» **Given problem**: Every line with the word "table" in it should be extracted from the data that follows.

» **Raw data**:
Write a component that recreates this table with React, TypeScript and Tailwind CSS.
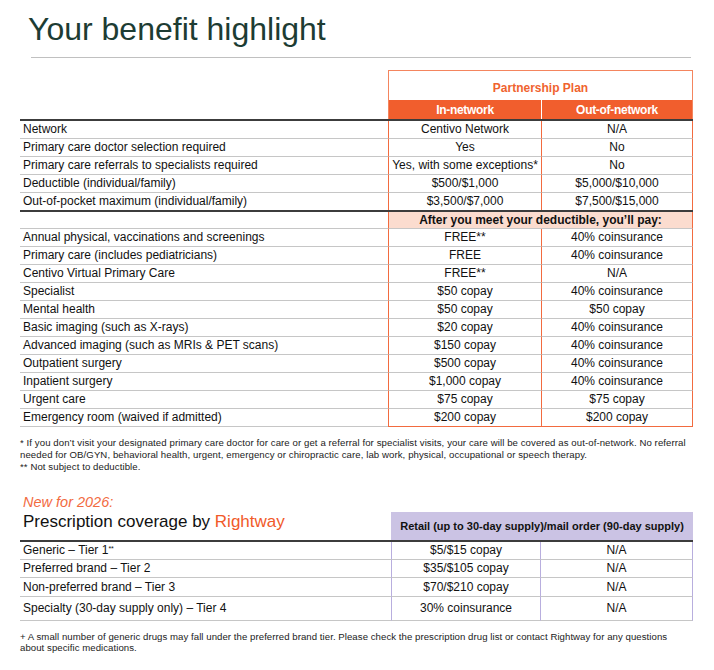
const networkRows = [
  { label: 'Network', a: 'Centivo Network', b: 'N/A' },
  { label: 'Primary care doctor selection required', a: 'Yes', b: 'No' },
  { label: 'Primary care referrals to specialists required', a: 'Yes, with some exceptions*', b: 'No' },
  { label: 'Deductible (individual/family)', a: '$500/$1,000', b: '$5,000/$10,000' },
  { label: 'Out-of-pocket maximum (individual/family)', a: '$3,500/$7,000', b: '$7,500/$15,000' },
]

const serviceRows = [
  { label: 'Annual physical, vaccinations and screenings', a: 'FREE**', b: '40% coinsurance' },
  { label: 'Primary care (includes pediatricians)', a: 'FREE', b: '40% coinsurance' },
  { label: 'Centivo Virtual Primary Care', a: 'FREE**', b: 'N/A' },
  { label: 'Specialist', a: '$50 copay', b: '40% coinsurance' },
  { label: 'Mental health', a: '$50 copay', b: '$50 copay' },
  { label: 'Basic imaging (such as X-rays)', a: '$20 copay', b: '40% coinsurance' },
  { label: 'Advanced imaging (such as MRIs & PET scans)', a: '$150 copay', b: '40% coinsurance' },
  { label: 'Outpatient surgery', a: '$500 copay', b: '40% coinsurance' },
  { label: 'Inpatient surgery', a: '$1,000 copay', b: '40% coinsurance' },
  { label: 'Urgent care', a: '$75 copay', b: '$75 copay' },
  { label: 'Emergency room (waived if admitted)', a: '$200 copay', b: '$200 copay' },
]

const rxRows = [
  { label: 'Preferred brand – Tier 2', a: '$35/$105 copay', h: 'h-[18px]' },
  { label: 'Non-preferred brand – Tier 3', a: '$70/$210 copay', h: 'h-[19px]' },
  { label: 'Specialty (30-day supply only) – Tier 4', a: '30% coinsurance', h: 'h-[24px]' },
]

function PlanRow({ label, a, b, last = false, noBottom = false }: { label: string; a: string; b: string; last?: boolean; noBottom?: boolean }) {
  return (
    <div className={`flex text-[12px] leading-[17px] ${noBottom ? 'h-[17px]' : 'h-[18px]'}`}>
      <div className={`w-[368px] pl-[3px] flex items-center border-[#c6c6c6] ${noBottom ? '' : 'border-b'}`}>{label}</div>
      <div
        className={`w-[153px] flex items-center justify-center border-l border-l-[#f26b3f] ${noBottom ? '' : 'border-b'} ${last ? 'border-b-[#f26b3f]' : 'border-b-[#c6c6c6]'}`}
      >
        {a}
      </div>
      <div
        className={`w-[152px] flex items-center justify-center border-x border-x-[#f26b3f] ${noBottom ? '' : 'border-b'} ${last ? 'border-b-[#f26b3f]' : 'border-b-[#c6c6c6]'}`}
      >
        {b}
      </div>
    </div>
  )
}

function RxRow({ label, a, h }: { label: React.ReactNode; a: string; h: string }) {
  return (
    <div className={`flex text-[12px] leading-[17px] ${h}`}>
      <div className="w-[371px] pl-[3px] flex items-center border-b border-[#c6c6c6]">{label}</div>
      <div className="w-[149px] flex items-center justify-center border-l border-l-[#b8aede] border-b border-b-[#c6c6c6]">{a}</div>
      <div className="w-[153px] flex items-center justify-center border-x border-x-[#b8aede] border-b border-b-[#c6c6c6]">N/A</div>
    </div>
  )
}

export default function App() {
  return (
    <div className="w-[714px] h-[670px] bg-white text-[#111] font-['Liberation_Sans',Arial,sans-serif] overflow-hidden">
      {/* Title */}
      <h1 className="mt-[14px] pl-[28px] text-[32px] leading-[30px] text-[#1d3c33]">Your benefit highlight</h1>
      <div className="mt-[13px] ml-[31px] w-[660px] h-px bg-[#c0c0c0]" />

      {/* Benefit table */}
      <div className="mt-[12px] ml-[20px] w-[673px]">
        <div className="flex">
          <div className="w-[368px]" />
          <div className="w-[305px] border-t border-[#f4855e]">
            <div className="h-[29px] flex items-center justify-center pt-[4px] border-x border-[#f4855e] text-[12px] font-bold text-[#f0632f]">
              Partnership Plan
            </div>
            <div className="flex h-[19px] bg-[#f15e2d] text-white text-[12px] font-bold tracking-[-0.3px]">
              <div className="w-[153px] flex items-center justify-center border-l border-[#f4855e]">In-network</div>
              <div className="w-[152px] flex items-center justify-center border-l border-l-white border-r border-r-[#f4855e]">Out-of-network</div>
            </div>
          </div>
        </div>
        <div className="h-[2px] bg-[#3c3c3c]" />
        {networkRows.map((r, i) => (
          <PlanRow key={r.label} {...r} noBottom={i === networkRows.length - 1} />
        ))}
        <div className="h-[2px] bg-[#3c3c3c]" />
        <div className="flex h-[17px] text-[12px] leading-[17px]">
          <div className="w-[368px] border-b border-[#c6c6c6]" />
          <div className="w-[305px] flex items-center justify-center bg-[#fbdccf] font-bold border-x border-x-[#f26b3f] border-b border-b-[#c6c6c6]">
            After you meet your deductible, you’ll pay:
          </div>
        </div>
        {serviceRows.map((r, i) => (
          <PlanRow key={r.label} {...r} last={i === serviceRows.length - 1} />
        ))}
      </div>

      {/* Footnotes */}
      <div className="mt-[10px] ml-[20px] text-[9.6px] tracking-[0.09px] leading-[12px] text-[#222] whitespace-nowrap">
        <p>
          * If you don’t visit your designated primary care doctor for care or get a referral for specialist visits, your care will be covered as out-of-network. No referral
        </p>
        <p>needed for OB/GYN, behavioral health, urgent, emergency or chiropractic care, lab work, physical, occupational or speech therapy.</p>
        <p>** Not subject to deductible.</p>
      </div>

      {/* Prescription */}
      <p className="mt-[21px] ml-[23px] text-[14.5px] leading-[16px] italic text-[#f26b3f]">New for 2026:</p>
      <div className="mt-[2px] ml-[20px] w-[673px]">
        <div className="flex h-[28px]">
          <div className="w-[371px] pl-[3px] text-[17px] leading-[20px]">
            Prescription coverage by <span className="text-[#f15a29]">Rightway</span>
          </div>
          <div className="w-[302px] flex items-center justify-center bg-[#cbc3e4] text-[11px] font-bold">
            Retail (up to 30-day supply)/mail order (90-day supply)
          </div>
        </div>
        <div className="h-[2px] bg-[#3c3c3c]" />
        <RxRow
          label={
            <span>
              Generic – Tier 1<sup className="text-[7px]">**</sup>
            </span>
          }
          a="$5/$15 copay"
          h="h-[18px]"
        />
        {rxRows.map((r) => (
          <RxRow key={r.label} {...r} />
        ))}
      </div>

      <div className="mt-[10px] ml-[20px] text-[9.6px] tracking-[0.06px] leading-[11px] text-[#222] whitespace-nowrap">
        <p>+ A small number of generic drugs may fall under the preferred brand tier. Please check the prescription drug list or contact Rightway for any questions</p>
        <p>about specific medications.</p>
      </div>
    </div>
  )
}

» **Answer**:
Write a component that recreates this table with React, TypeScript and Tailwind CSS.
      {/* Benefit table */}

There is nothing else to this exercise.